Subsidiär, so ist es!

Wir haben bei dieser Gelegenheit übrigens ein hübsches Problem identifiziert, von dem ich nicht weiß, wie wir es lösen können. Was würden wir, wenn wir wirklich zu einer echten Privatisierung kämen, mit den Zuschussmitteln machen? Wir geben ja unglaublich viel öffentliche Zuschüsse für die Wasserversorgung und die Abwasserentsorgung. Würden wir diese Zuschüsse künftig privaten Unternehmen geben? Und was ist mit den Zuschüssen, die wir in den letzten Jahren schon gegeben haben? Das sind ja Anlagen, die erst in 20, 30, 40 Jahren abgeschrieben werden. Eigentlich müssten wir unsere Zuschüsse zurückverlangen.

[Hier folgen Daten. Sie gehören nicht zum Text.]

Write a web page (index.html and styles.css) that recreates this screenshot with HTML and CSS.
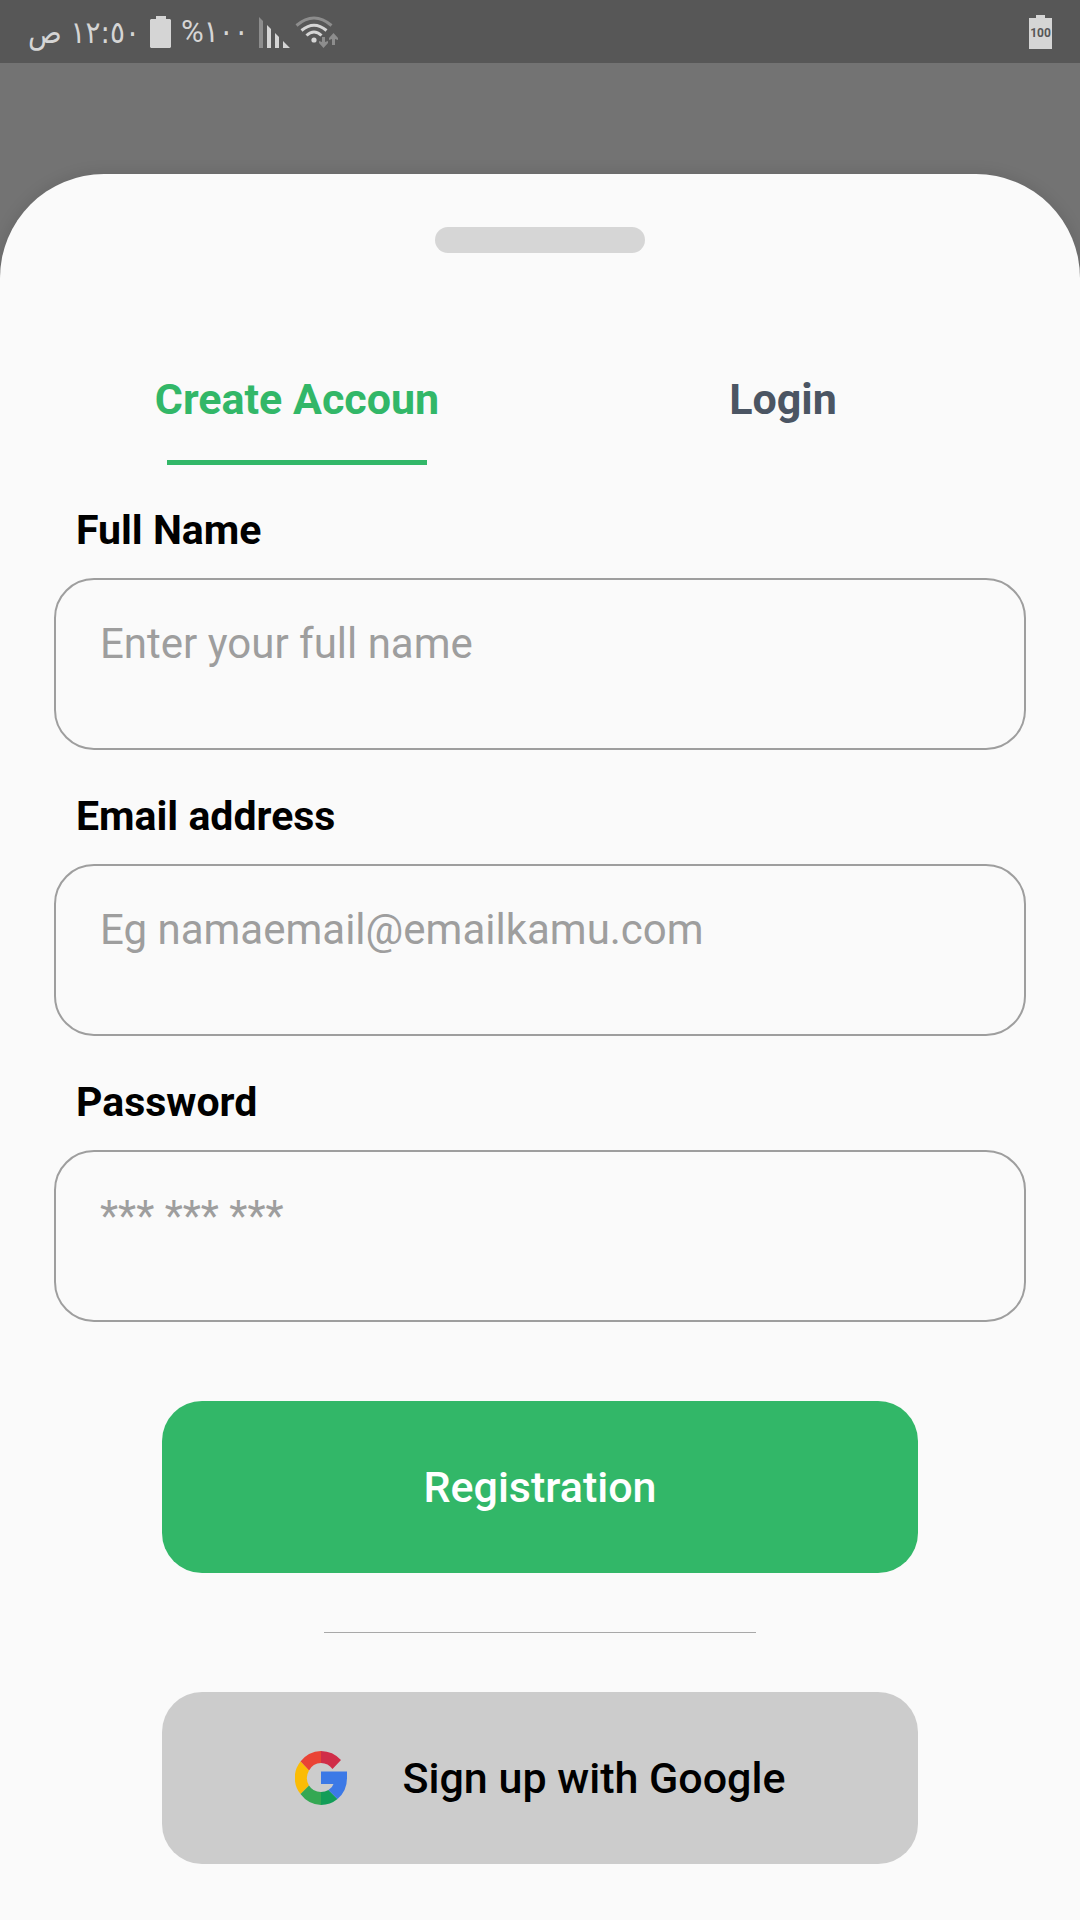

Wenn wir die Zuschüsse zurückverlangen würden, würden wahrscheinlich die Gebühren entsprechend steigen.

Auch aus diesem Grund glaube ich: Es spricht alles dafür, bei der bisherigen Struktur zu bleiben, und ich freue mich über den Konsens in diesem Haus in dieser Frage.

Vielen Dank.

(Beifall bei der CDU und der FDP/DVP sowie Ab- geordneten der SPD und der Grünen)

Meine Damen und Herren! Es liegen keine weiteren Wortmeldungen vor. Sie sind damit einverstanden, dass der Antrag nach der Aussprache erledigt ist? – Es erhebt sich kein Widerspruch. Es ist so beschlossen.

Punkt 9 der Tagesordnung ist damit abgeschlossen.

Ich rufe Punkt 10 der Tagesordnung auf:

Antrag der Fraktion der SPD und Stellungnahme des Ministeriums für Umwelt und Verkehr – Hochwasserschutz in Baden-Württemberg – Drucksache 13/1316

Das Präsidium hat folgende Redezeiten vorgesehen: für die Begründung fünf Minuten, für die Aussprache fünf Minuten je Fraktion bei gestaffelter Redezeit.

Das Wort erteile ich Herrn Abg. Kaufmann.

Frau Präsidentin, meine Damen und Herren! Wir bleiben beim Thema Wasser. Es macht allerdings einen erheblichen Unterschied, ob wir vom Trinkwasser oder vom Hochwasser sprechen. Dieser Tagesordnungspunkt ist heute einer der letzten,

(Abg. Fischer SPD: Nicht einer der letzten, es ist der letzte!)

und ich hoffe nicht, dass dies ein Indiz für die Priorität dieses Themas in diesem Hause ist.